Why Rafiah Salim Should Stay

Kian Ming has a post in Education Malaysia re-iterating their (Tony and Kian Ming’s) position that Rafiah Salim should be removed as the VC of University of Malaya. I believe that this is a such a wrong and populist position that I feel compelled to reply.

First, Rafiah Salim has been reported to be implementing many sensible moves in improving the university. These steps include (a) making annual publications in two peer-reviewed journals a key performance index for lecturers; (b) consulting external dons in matters of promotion; and (c) the signing of student exchange agreements. Rome was not build overnight. Tony Pua is being completely unfair to blame Rafiah Salim for the continued decline of University of Malaya’s ranking. Rather than taking a knee-jerk reaction (e.g. recruiting graduate students from the Middle East to improve the foreign student ratio), Rafiah Salim seems to have the courage and wisdom of taking the bull by the horns in the unheadline grabbing task of trying to promote a research culture in the university.

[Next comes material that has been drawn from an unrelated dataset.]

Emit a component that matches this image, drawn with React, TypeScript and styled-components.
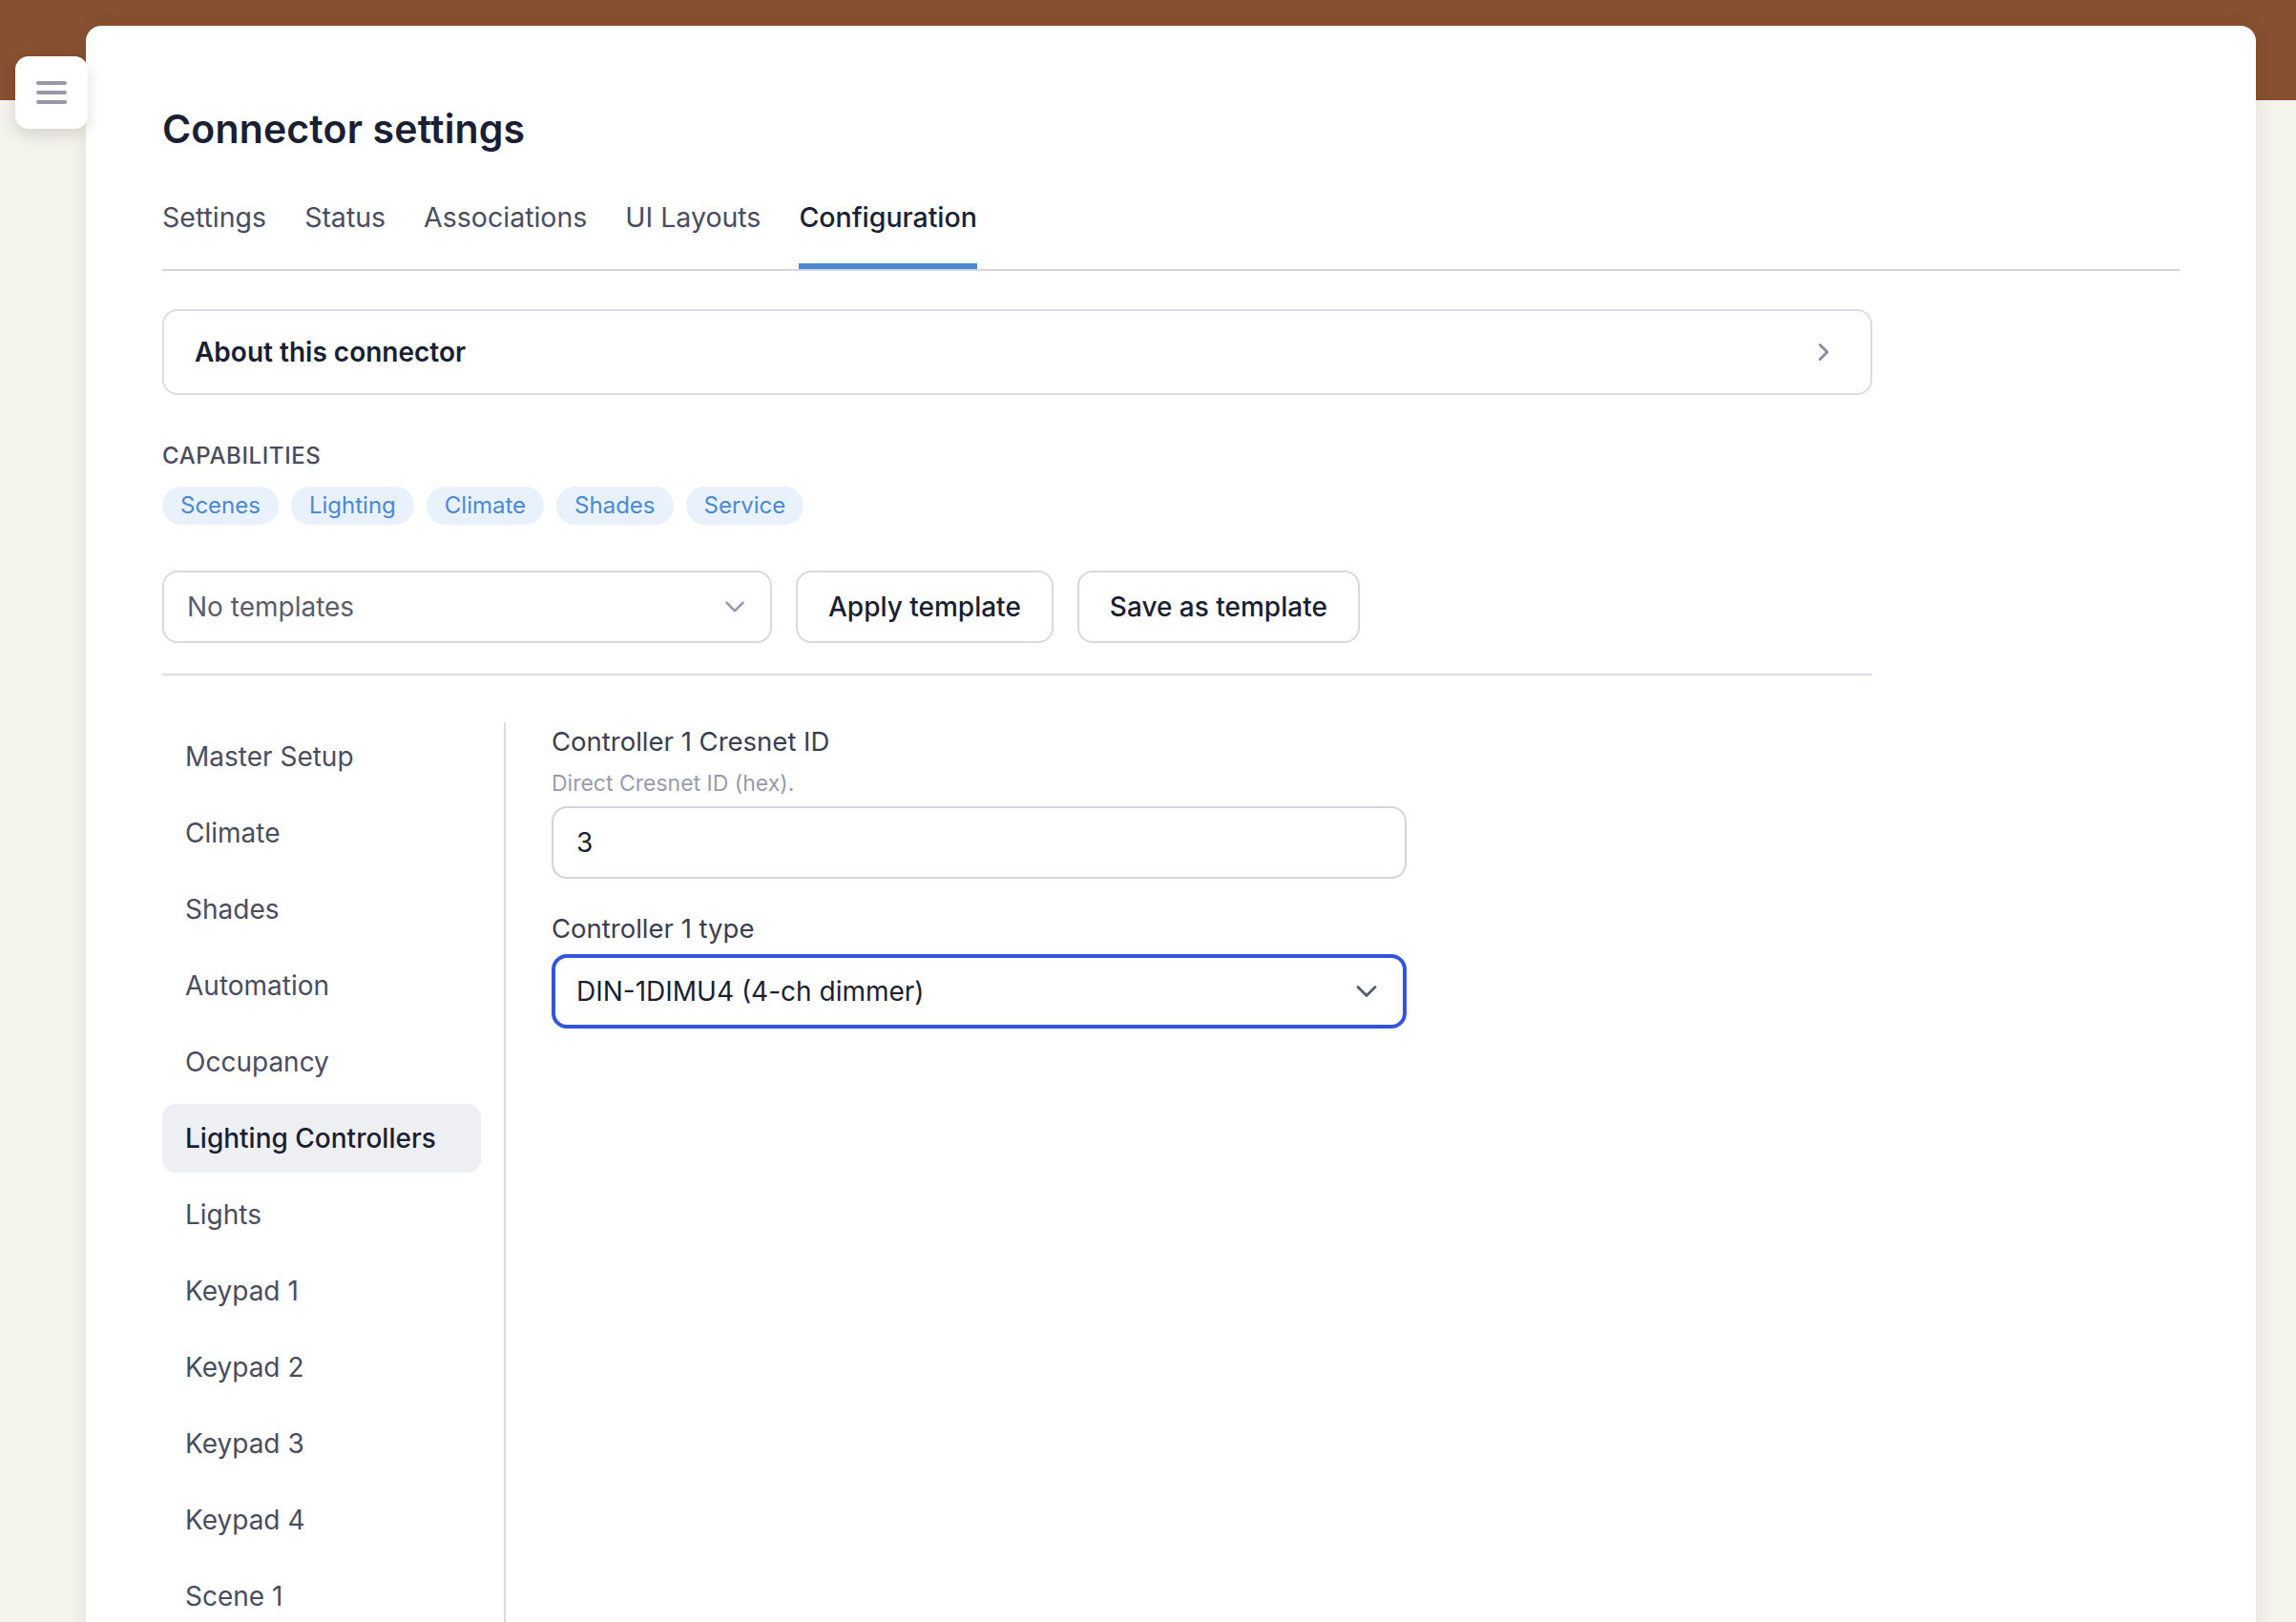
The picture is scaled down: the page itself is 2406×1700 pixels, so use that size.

Second, Khaled “Save Sufiah Yusof” Nordin’s move of extending Rafiah Salim’s contract by only six months puts her and the university in an invidious position. This effectively creates a ‘lame duck’ Vice Chancellor. Matters are on hold. Nothing will get done. See story below from the Chronicle of Higher Education.

Third, Kian Ming’s gripe against Rafiah Salim’s qualifications is again unfair. It is true that she does not (save for an Honorary PhD) have a PhD. But you have to consider what discipline she is in and what generation she is from. Rafiah Salim is a lawyer and many lawyers in her generation even in Oxbridge do not have PhDs. In fact, in many US Law Schools where law is a postgraduate degree – PhDs are not a pre-requisite for faculty members. I am sure Kian Ming will agree with me that a PhD is not evidence of leadership abilities. I have met enough dumb people with PhDs to last me a life time. While a PhD is an absolute must for new faculty hires especially in science and the social sciences, Rafiah Salim should not be faulted for not having a PhD. As the Vice Chancellor she is an administrator whose most important quality is leadership ability. Thus far, I think she has shown remarkable leadership abilities. Also, Kian Ming’s comparison with the Harvard President is totally unwarranted. University of Malaya is not Harvard and will never be Harvard. To benchmark University of Malaya to Harvard is just so wrongheaded I do not even know where to begin.